Rizk believes the scheme of targeting the “resistance” (Hezbollah) is not being pursued randomly, but is being carefully planned. This is where the danger lies, given that the methods of confrontation employed by the coalition of the “resistance and opposition forces” remains simple and unsophisticated, having not reached the level of strategic confrontation.

“All [attempts to] solve problems occur at a street or neighborhood level, rather than in the context of the entire conflict,” noted Rizk. “We have to endeavor to live up to this challenge. Suicide bombers are not mere individuals. They are being used as pawns for bigger strategic interests. The religious element is merely a motive for them to take action — no more, no less,” he added.

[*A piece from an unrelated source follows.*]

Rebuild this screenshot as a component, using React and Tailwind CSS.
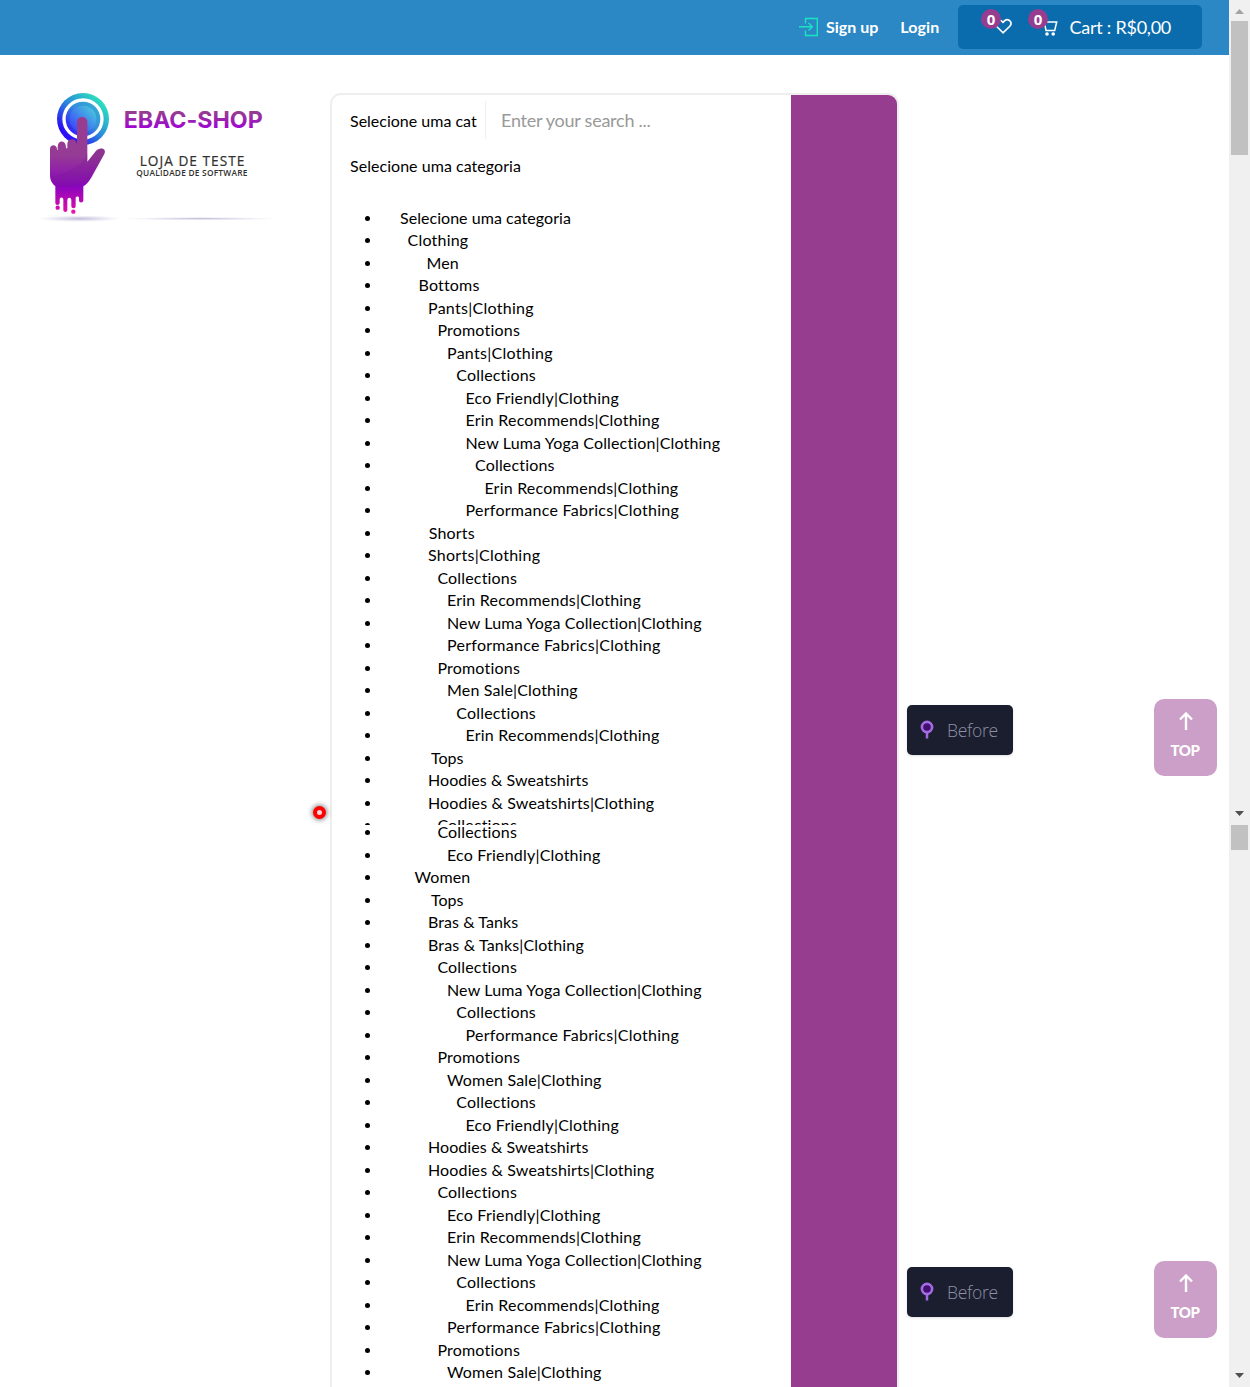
import React from "react";

const upper = [
  [400, "Selecione uma categoria"],
  [407.5, "Clothing"],
  [426.5, "Men"],
  [418.5, "Bottoms"],
  [428, "Pants|Clothing"],
  [437.4, "Promotions"],
  [447, "Pants|Clothing"],
  [456.3, "Collections"],
  [465.5, "Eco Friendly|Clothing"],
  [465.5, "Erin Recommends|Clothing"],
  [465.5, "New Luma Yoga Collection|Clothing"],
  [475, "Collections"],
  [484.4, "Erin Recommends|Clothing"],
  [465.5, "Performance Fabrics|Clothing"],
  [428.7, "Shorts"],
  [428, "Shorts|Clothing"],
  [437.4, "Collections"],
  [447, "Erin Recommends|Clothing"],
  [447, "New Luma Yoga Collection|Clothing"],
  [447, "Performance Fabrics|Clothing"],
  [437.4, "Promotions"],
  [447, "Men Sale|Clothing"],
  [456.3, "Collections"],
  [465.5, "Erin Recommends|Clothing"],
  [431, "Tops"],
  [428, "Hoodies & Sweatshirts"],
  [428, "Hoodies & Sweatshirts|Clothing"],
  [437.4, "Collections"],
];

const lower = [
  [437.4, "Collections"],
  [447, "Eco Friendly|Clothing"],
  [414.5, "Women"],
  [431, "Tops"],
  [428, "Bras & Tanks"],
  [428, "Bras & Tanks|Clothing"],
  [437.4, "Collections"],
  [447, "New Luma Yoga Collection|Clothing"],
  [456.3, "Collections"],
  [465.5, "Performance Fabrics|Clothing"],
  [437.4, "Promotions"],
  [447, "Women Sale|Clothing"],
  [456.3, "Collections"],
  [465.5, "Eco Friendly|Clothing"],
  [428, "Hoodies & Sweatshirts"],
  [428, "Hoodies & Sweatshirts|Clothing"],
  [437.4, "Collections"],
  [447, "Eco Friendly|Clothing"],
  [447, "Erin Recommends|Clothing"],
  [447, "New Luma Yoga Collection|Clothing"],
  [456.3, "Collections"],
  [465.5, "Erin Recommends|Clothing"],
  [447, "Performance Fabrics|Clothing"],
  [437.4, "Promotions"],
  [447, "Women Sale|Clothing"],
];

const tracking = {
  "Selecione uma categoria": 0.04,
  Clothing: 0.22,
  Men: 0.1,
  Bottoms: 0.18,
  "Pants|Clothing": 0.28,
  Promotions: 0.2,
  Collections: 0.17,
  "Eco Friendly|Clothing": 0.21,
  "Erin Recommends|Clothing": 0.21,
  "New Luma Yoga Collection|Clothing": 0.155,
  "Performance Fabrics|Clothing": 0.27,
  Shorts: 0.2,
  "Shorts|Clothing": 0.27,
  "Men Sale|Clothing": 0.16,
  Tops: 0,
  "Hoodies & Sweatshirts": 0.07,
  "Hoodies & Sweatshirts|Clothing": 0.14,
  "Bras & Tanks": 0.07,
  "Bras & Tanks|Clothing": 0.16,
  Women: 0.1,
  "Women Sale|Clothing": 0.17,
};

function CategoryList({ items }) {
  return (
    <ul>
      {items.map(([x, label], i) => (
        <li key={i} className="flex h-[22.5px] items-center whitespace-nowrap pl-[33px] leading-[22.5px]">
          <span className="mt-px size-[5px] shrink-0 rounded-full bg-black" />
          <span style={{ marginLeft: x - 370, letterSpacing: tracking[label] }}>{label}</span>
        </li>
      ))}
    </ul>
  );
}

function Logo() {
  return (
    <svg className="ml-[30px] mt-[25px] block" width="250" height="150" viewBox="0 0 750 450">
      <defs>
        <linearGradient id="ring" x1="0" y1="1" x2="1" y2="0">
          <stop offset="0.2" stopColor="#2b10f5" />
          <stop offset="0.5" stopColor="#2a86dd" />
          <stop offset="0.85" stopColor="#2be0bd" />
        </linearGradient>
        <linearGradient id="disc" x1="0" y1="1" x2="1" y2="0">
          <stop offset="0.15" stopColor="#2f1bfa" />
          <stop offset="0.55" stopColor="#348fdd" />
          <stop offset="0.9" stopColor="#35aed2" />
        </linearGradient>
        <linearGradient id="core" x1="0" y1="1" x2="1" y2="0">
          <stop offset="0.1" stopColor="#3a45fa" />
          <stop offset="0.9" stopColor="#48c8dc" />
        </linearGradient>
        <linearGradient id="hand" gradientUnits="userSpaceOnUse" x1="0" y1="110" x2="0" y2="400">
          <stop offset="0" stopColor="#983c8f" />
          <stop offset="0.4" stopColor="#963b95" />
          <stop offset="0.72" stopColor="#8a05be" />
          <stop offset="1" stopColor="#e010a8" />
        </linearGradient>
        <linearGradient id="word" x1="0" y1="0" x2="0" y2="1">
          <stop offset="0.25" stopColor="#963d90" />
          <stop offset="0.8" stopColor="#a004d4" />
        </linearGradient>
        <radialGradient id="shade">
          <stop offset="0" stopColor="#a7a3c9" stopOpacity="0.75" />
          <stop offset="1" stopColor="#c5c2dd" stopOpacity="0" />
        </radialGradient>
      </defs>
      <ellipse cx="148" cy="416" rx="125" ry="10" fill="url(#shade)" />
      <ellipse cx="512" cy="416" rx="235" ry="5" fill="url(#shade)" />
      <circle cx="159" cy="117" r="78" fill="url(#ring)" />
      <circle cx="159" cy="117" r="57" fill="url(#disc)" stroke="#fff" strokeWidth="10" />
      <circle cx="159" cy="117" r="40" fill="url(#core)" />
      <path
        fill="url(#hand)"
        d="M60 207c0-15 20-15 21 0v3h2v-9c0-22 24-22 25 0v4h4v-13c0-19 27-19 29 0v5V126c0-20 31-20 31 0v119l25-31c11-14 34-10 26 8l-42 75c-5 9-13 17-21 22v42c0 9-13 9-13 0v-7c0-6-10-6-10 0v24c0 9-13 9-13 0v-17c0-10-12-10-12 0v29c0 8-12 8-12 0v-31c0-9-11-9-11 0v10c0 8-13 8-13 0v-50c-9-8-16-17-16-33z"
      />
      <path fill="#6e1a85" fillOpacity="0.22" d="M172 218c-12 37-58 63-111 70 0 52 119 35 130-5l33-65c4-12-12-16-23-7l-29 35z" />
      <circle cx="83" cy="383" r="6.5" fill="#d50bb0" />
      <circle cx="130" cy="395" r="6.5" fill="#ee16a5" />
      <text x="281" y="144" fill="url(#word)" fontFamily="Inter, sans-serif" fontWeight="700" fontSize="70" textLength="417" lengthAdjust="spacingAndGlyphs">EBAC-SHOP</text>
      <text x="329" y="257" fill="#30302f" stroke="#30302f" strokeWidth="0.6" fontFamily="Open Sans, sans-serif" fontSize="41" textLength="314" lengthAdjust="spacing">LOJA DE TESTE</text>
      <text x="319" y="288" fill="#30302f" fontFamily="Open Sans, sans-serif" fontWeight="600" fontSize="25" textLength="333" lengthAdjust="spacing">QUALIDADE DE SOFTWARE</text>
    </svg>
  );
}

function Header() {
  return (
    <header className="flex h-[55px] shrink-0 bg-[#2b88c5] text-white">
      <div className="ml-[799px] flex h-[54px] w-[159px] items-center text-base font-bold">
        <svg width="20" height="20" viewBox="0 0 20 20" fill="none" stroke="#18e6c0" strokeWidth="1.4">
          <path d="M6.5 6.5V1.5h11.8v17H6.5v-5M0 9.7h13M9.5 6l3.8 3.7-3.8 3.8" />
        </svg>
        <a className="ml-[7px]">Sign up</a>
        <a className="ml-[22px] tracking-[0.1px]">Login</a>
      </div>
      <div className="mt-[5px] flex h-11 w-[244px] rounded-[5px] bg-[#0b6cad]">
        <div className="relative ml-[36px] mt-[12px] h-5 w-[18px]">
          <svg width="18" height="18" viewBox="0 0 18 18" fill="none" stroke="#fff" strokeWidth="1.6">
            <path d="M9 15.8 2.2 9C-.7 5.6 4-.2 8.4 4.7l.6.7.7-.8c4.1-4.6 9.5.7 6.1 4.7z" />
          </svg>
          <Badge className="-left-[13px] -top-[8px]" />
        </div>
        <div className="relative ml-[29px] mt-[14px] h-5 w-[18px]">
          <svg width="18" height="18" viewBox="0 0 18 18" fill="none" stroke="#fff" strokeWidth="1.5">
            <path d="M1 1.7h2l2 9.8h8.7l2-8.5H4" />
            <circle cx="6" cy="15" r="1.8" fill="#fff" stroke="none" />
            <circle cx="12.2" cy="15" r="1.8" fill="#fff" stroke="none" />
          </svg>
          <Badge className="-left-[13px] -top-[10px]" />
        </div>
        <span className="ml-[10.5px] whitespace-nowrap text-lg leading-[45px] tracking-[-0.25px]">Cart : R$0,00</span>
      </div>
    </header>
  );
}

function Badge({ className }) {
  return (
    <span className={`absolute flex size-5 items-center justify-center rounded-full bg-[#963d8f] font-['Open_Sans',sans-serif] text-[15px] font-bold leading-none ${className}`}>
      0
    </span>
  );
}

function Before({ className }) {
  return (
    <div className={`absolute left-[907px] flex h-[50px] w-[106px] items-center rounded-[5px] bg-[#1b1e2e] shadow ${className}`}>
      <svg className="ml-[13px]" width="14" height="20" viewBox="0 0 14 20">
        <path d="M7 10v8.5" stroke="#a06ae0" strokeWidth="2.5" />
        <circle cx="7" cy="7" r="5.1" fill="#41106f" stroke="#a46be5" strokeWidth="2.6" />
      </svg>
      <span className="ml-[13px] mt-px font-['Open_Sans',sans-serif] text-[17.5px] font-light tracking-[-0.3px] text-[#8d8fa6]">Before</span>
    </div>
  );
}

function Top({ className }) {
  return (
    <div className={`absolute left-[1154px] flex h-[77px] w-[63px] flex-col items-center rounded-[10px] bg-[#cb9fc8] text-white ${className}`}>
      <svg className="mt-[13px]" width="14" height="19" viewBox="0 0 14 19" fill="none" stroke="#fff" strokeWidth="2.4">
        <path d="M7 18V2M1 7.5l6-6 6 6" />
      </svg>
      <span className="mr-px mt-[7px] text-[15px] font-black leading-6 tracking-[-0.4px]">TOP</span>
    </div>
  );
}

function Scrollbar() {
  return (
    <aside className="flex w-[21px] shrink-0 flex-col bg-[#f0f0f0]">
      <div className="flex h-[825px] flex-col items-center">
        <svg className="mt-[9px] block" width="9" height="5" viewBox="0 0 9 5"><path d="M0 5 4.5 0 9 5z" fill="#a3a3a3" /></svg>
        <div className="mt-[7px] h-[134px] w-[17px] bg-[#c1c1c1]" />
        <svg className="mb-[9px] mt-auto block" width="9" height="5" viewBox="0 0 9 5"><path d="M0 0h9L4.5 5z" fill="#505050" /></svg>
      </div>
      <div className="flex flex-1 flex-col items-center">
        <div className="h-[25px] w-[17px] bg-[#c1c1c1]" />
        <svg className="mb-[9px] mt-auto block" width="9" height="5" viewBox="0 0 9 5"><path d="M0 0h9L4.5 5z" fill="#505050" /></svg>
      </div>
    </aside>
  );
}

export default function App() {
  return (
    <div className="relative flex h-[1387px] w-[1250px] overflow-hidden bg-white font-['Lato',sans-serif] text-base text-black [font-variant-ligatures:none]">
      <main className="flex w-[1229px] flex-col">
        <Header />
        <div className="flex min-h-0 flex-1">
          <div className="w-[330px] shrink-0"><Logo /></div>
          <section className="mt-[38px] flex w-[569px] overflow-hidden rounded-t-[11px] border-2 border-b-0 border-[#eeeeee]">
            <div className="w-[459px] shrink-0">
              <div className="flex h-[730px] flex-col overflow-hidden">
                <div className="flex h-[51px] shrink-0 pt-[6px]">
                  <div className="ml-[18px] h-[38px] w-[136px] overflow-hidden whitespace-nowrap border-r border-[#eeeeee] leading-[40px]">Selecione uma cat</div>
                  <div className="ml-[15px] text-lg leading-[39px] tracking-[-0.25px] text-[#999]">Enter your search ...</div>
                </div>
                <div className="ml-[18px] h-[60.7px] shrink-0 pt-[8px] leading-[23px] tracking-[0.04px]">Selecione uma categoria</div>
                <CategoryList items={upper} />
              </div>
              <div className="h-[562px] overflow-hidden">
                <div className="-mt-[4px]"><CategoryList items={lower} /></div>
              </div>
            </div>
            <div className="flex-1 bg-[#963d8f]" />
          </section>
        </div>
      </main>
      <Scrollbar />
      <span className="absolute left-[313px] top-[806px] size-[13px] rounded-full border-4 border-[#ff0000] bg-[#ffd5d8] shadow-[0_0_5px_1px_rgba(0,0,0,0.5)]" />
      <Before className="top-[705px]" />
      <Before className="top-[1267px]" />
      <Top className="top-[699px]" />
      <Top className="top-[1261px]" />
    </div>
  );
}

Sahar Ahmed, a Shiite filmmaker living in the southern suburb who is not affiliated with Hezbollah, summarized the Shiite situation. “At the beginning, Hezbollah interfered in Syria. I used to criticize this intervention out of fear of its repercussions on Lebanon. Yet today, in light of these brutal terrorist attacks, I understood Hezbollah’s view and its defensive attempts to prevent extremist groups from entering Lebanon,” she told Al-Monitor.

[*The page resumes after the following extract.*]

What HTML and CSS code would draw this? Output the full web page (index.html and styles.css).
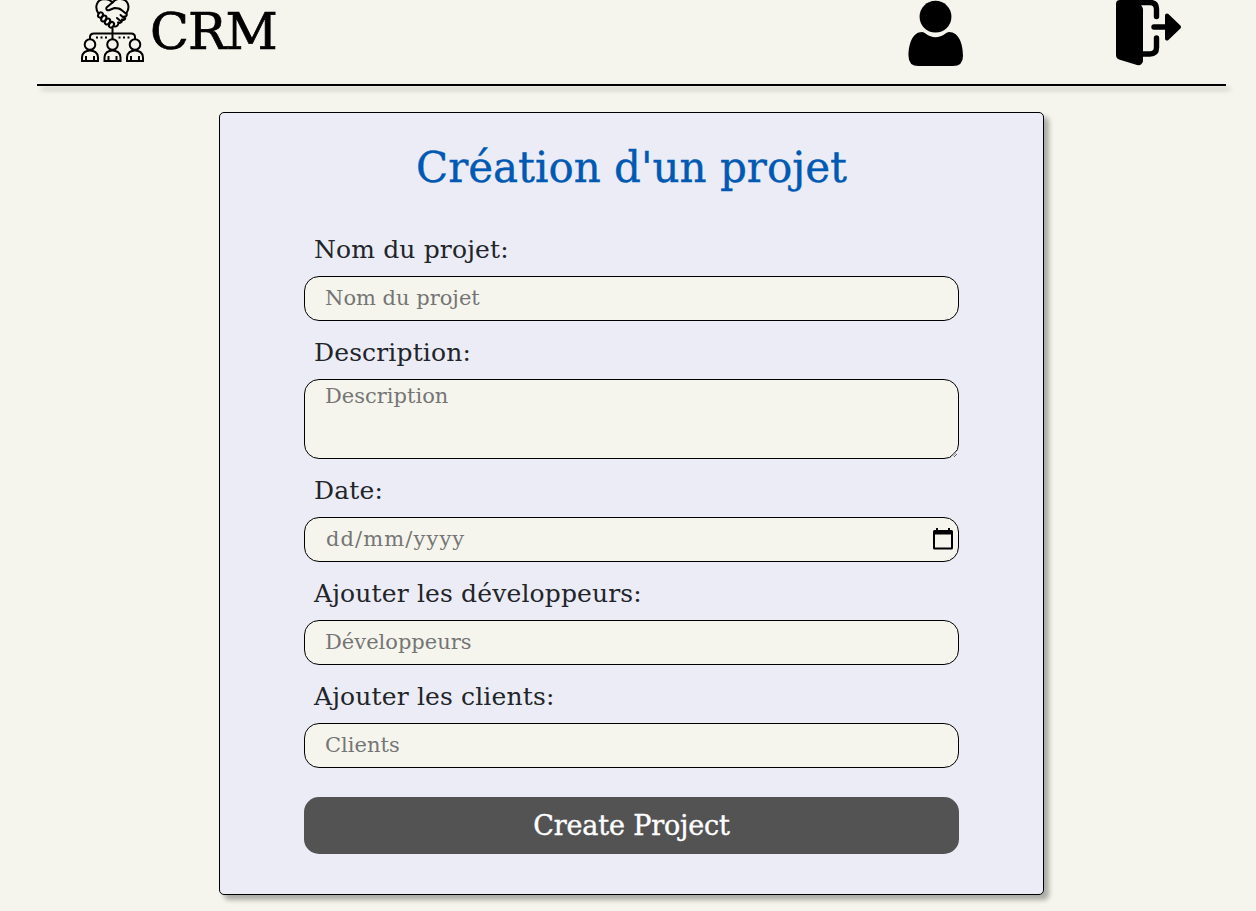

Journalist Hisham Jbaili, a Maronite Christian from Keserwan, concurs with Ahmed. He told Al-Monitor that he supported Hezbollah’s interference in Syria from the beginning, because he sensed the danger that these extremist groups pose to Christians, Shiites as well as Sunnis in Lebanon. These groups have long threatened that they are coming to Lebanon. Therefore, Hezbollah was left with no other choice but to fight the battle in Syria.